Hebrew Poems From Spain. Introduction, Translation, and Notes
by David Goldstein.
Schocken Books. 176 pp. $5.95

The flowering of Hebrew poetry in Spain in the two centuries between 1000 and 1200 C.E. is a perpetual challenge to scholarship and to criticism. A challenge to historical scholarship, because the reason why this kind of Hebrew literature should flourish only in this period of Jewish history is hard to determine, and a challenge to criticism because the special uses of imagery and rhythms resulting from the impact of Arabic poetry on the Jewish literary mind are difficult to assess as well as impossible to imitate in English in a manner that is both accurate and effective.
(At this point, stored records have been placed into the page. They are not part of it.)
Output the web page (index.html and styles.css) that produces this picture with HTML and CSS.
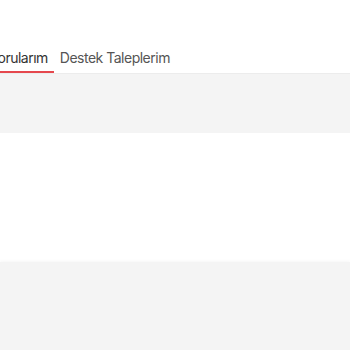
FILE: index.html
```html
<!DOCTYPE html>
<html lang="tr">
<head>
<meta charset="utf-8">
<link rel="stylesheet" href="styles.css">
</head>
<body>
<div class="header">
  <nav class="tabs">
    <a class="tab active">Sorularım</a>
    <a class="tab">Destek Taleplerim</a>
  </nav>
</div>
<section class="band"></section>
<section class="panel"></section>
<section class="band bottom"></section>
</body>
</html>
```

FILE: styles.css
```css
* { box-sizing: border-box; }
html, body { margin: 0; padding: 0; }
body {
  width: 350px;
  height: 350px;
  overflow: hidden;
  background: #fff;
  font-family: Inter, "Noto Sans", sans-serif;
  display: flex;
  flex-direction: column;
}
.header {
  height: 74px;
  display: flex;
  align-items: flex-end;
  border-bottom: 1px solid #ececec;
  background: #fff;
}
.tabs {
  display: flex;
  margin-left: -17px;
}
.tab {
  font-size: 14px;
  letter-spacing: -0.5px;
  line-height: 20px;
  padding: 0 6px 3px 6px;
  color: #555;
  border-bottom: 2px solid transparent;
  white-space: nowrap;
}
.tab.active {
  color: #333;
  border-bottom-color: #e5484d;
}
.band {
  height: 59px;
  background: #f4f4f4;
  box-shadow: 0 1px 2px rgba(0,0,0,0.04);
}
.panel {
  height: 129px;
  background: #fff;
}
.band.bottom {
  flex: 1;
  box-shadow: 0 -1px 3px rgba(0,0,0,0.04);
}
```
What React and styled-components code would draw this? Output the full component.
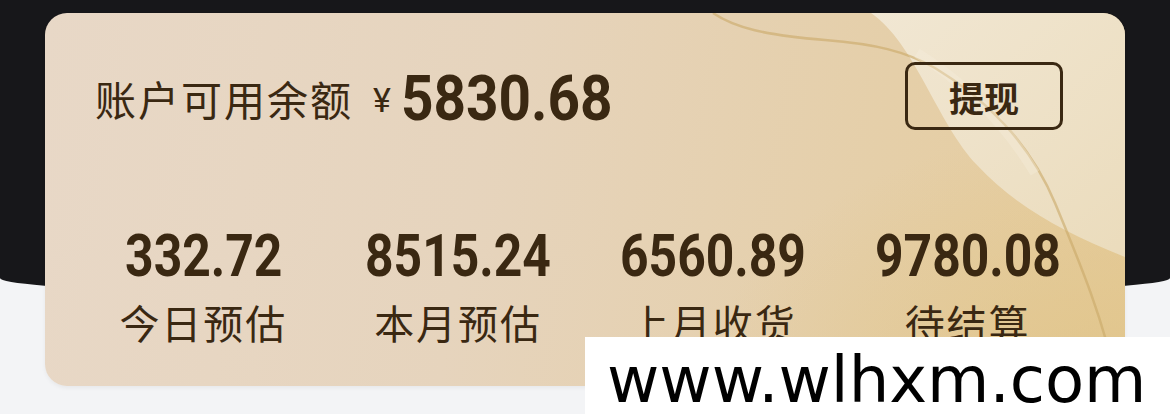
import React from 'react';
import styled, { createGlobalStyle } from 'styled-components';

const GlobalStyle = createGlobalStyle`
  html, body {
    margin: 0;
    padding: 0;
    background: #f3f4f6;
  }
  body {
    font-family: "Noto Sans CJK SC", "Noto Sans", sans-serif;
  }
`;

const ink = '#3a2812';

const Page = styled.div`
  position: relative;
  width: 1170px;
  height: 414px;
  overflow: hidden;
  padding: 13px 45px 0;
  box-sizing: border-box;
  background: #f3f4f6;

  &::before {
    content: '';
    position: absolute;
    left: 0;
    top: 0;
    width: 100%;
    height: 298px;
    background: #17171a;
    border-radius: 0 0 50% 50% / 0 0 20px 20px;
  }
`;

const Card = styled.section`
  position: relative;
  height: 373px;
  border-radius: 22px;
  overflow: hidden;
  padding: 49px 62px 0 50px;
  box-sizing: border-box;
  color: ${ink};
  background:
    radial-gradient(ellipse 420px 260px at 100% 100%, rgba(224, 196, 136, 0.85), rgba(224, 196, 136, 0)),
    linear-gradient(100deg, #e8d8c7 0%, #e6d4bd 40%, #e5cfa9 75%, #e6cc9c 100%);
  box-shadow: 0 2px 4px rgba(0, 0, 0, 0.05);
`;

const Decor = styled.svg`
  position: absolute;
  left: 0;
  top: 0;
  width: 100%;
  height: 100%;
  pointer-events: none;
`;

const TopRow = styled.div`
  position: relative;
  display: flex;
  align-items: center;
  justify-content: space-between;
  height: 68px;
`;

const Balance = styled.div`
  display: flex;
  align-items: center;
  padding-top: 4px;
`;

const BalanceLabel = styled.span`
  font-size: 41px;
  letter-spacing: 2px;
  line-height: 1;
`;

const Yen = styled.span`
  font-family: Roboto, "Liberation Sans", sans-serif;
  font-size: 34px;
  margin: 4px 10px 0 20px;
`;

const Amount = styled.span`
  display: inline-block;
  font-family: Roboto, "Liberation Sans", sans-serif;
  font-weight: 700;
  font-size: ${p => p.$size}px;
  line-height: 1;
  transform: scaleX(${p => p.$squeeze});
  transform-origin: ${p => p.$origin};
`;

const WithdrawButton = styled.button`
  width: 158px;
  height: 68px;
  box-sizing: border-box;
  border: 3px solid ${ink};
  border-radius: 10px;
  background: transparent;
  color: ${ink};
  font-family: "Noto Sans CJK SC", sans-serif;
  font-weight: 700;
  font-size: 35px;
  line-height: 1;
  padding: 0;
  cursor: pointer;
`;

const Stats = styled.div`
  position: relative;
  display: grid;
  grid-template-columns: repeat(4, 1fr);
  margin: 96px -32px 0 -19px;
`;

const Stat = styled.div`
  display: flex;
  flex-direction: column;
  align-items: center;
`;

const StatLabel = styled.span`
  margin-top: 12px;
  font-size: 40px;
  line-height: 48px;
  letter-spacing: 2px;
`;

const Watermark = styled.div`
  position: absolute;
  left: 585px;
  top: 337px;
  right: 0;
  bottom: 0;
  background: #ffffff;
  color: #000;
  font-family: "DejaVu Sans", sans-serif;
  font-size: 64px;
  line-height: 1;
  padding: 11px 0 0 22px;
  box-sizing: border-box;
  white-space: nowrap;
`;

const stats = [
  { value: '332.72', label: '今日预估' },
  { value: '8515.24', label: '本月预估' },
  { value: '6560.89', label: '上月收货' },
  { value: '9780.08', label: '待结算' },
];

export default function App() {
  return (
    <>
      <GlobalStyle />
      <Page>
        <Card>
          <Decor viewBox="0 0 1080 373" preserveAspectRatio="none">
            <defs>
              <linearGradient id="cream" x1="0" y1="0" x2="1" y2="1">
                <stop offset="0" stopColor="#f3ebda" />
                <stop offset="1" stopColor="#ecdfc3" />
              </linearGradient>
            </defs>
            <path
              d="M 826 0 C 870 30, 892 110, 932 152 C 972 195, 1020 220, 1080 244 L 1080 0 Z"
              fill="url(#cream)"
              opacity="0.85"
            />
            <path
              d="M 668 0 C 690 15, 720 22, 780 27 C 830 31, 860 38, 890 55 C 940 85, 985 130, 1010 190 C 1035 250, 1060 310, 1072 373"
              fill="none"
              stroke="#c9a868"
              strokeWidth="2.5"
              opacity="0.6"
            />
            <path
              d="M 872 40 C 920 70, 960 110, 990 160"
              fill="none"
              stroke="#f6eede"
              strokeWidth="10"
              opacity="0.35"
            />
          </Decor>
          <TopRow>
            <Balance>
              <BalanceLabel>账户可用余额</BalanceLabel>
              <Yen>¥</Yen>
              <Amount $size={63} $squeeze={0.9} $origin="left center">5830.68</Amount>
            </Balance>
            <WithdrawButton>提现</WithdrawButton>
          </TopRow>
          <Stats>
            {stats.map(s => (
              <Stat key={s.label}>
                <Amount $size={60} $squeeze={0.83} $origin="center">{s.value}</Amount>
                <StatLabel>{s.label}</StatLabel>
              </Stat>
            ))}
          </Stats>
        </Card>
        <Watermark>www.wlhxm.com</Watermark>
      </Page>
    </>
  );
}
David Goldstein, in his concise and lucid introduction to his English versions of some seventy of these poems, sees the revival of Hebrew poetry in Spain as “a direct consequence of two factors: the residence of the Jews in Muslim lands, and the Jews' reappraisal of the Bible.” The former brought the influence of Arabic poetic styles and procedures and the latter “a reopening of the Jewish mind and imagination to the actual words of the Bible.” One can hardly deny this, yet the precise nature of the acculturation which, for example, led Samuel Ha-Nagid to write both drinking songs and a poem of praise to God for the victory of the army of Granada, (commanded by the poet), over that of Seville, demands fuller explanation.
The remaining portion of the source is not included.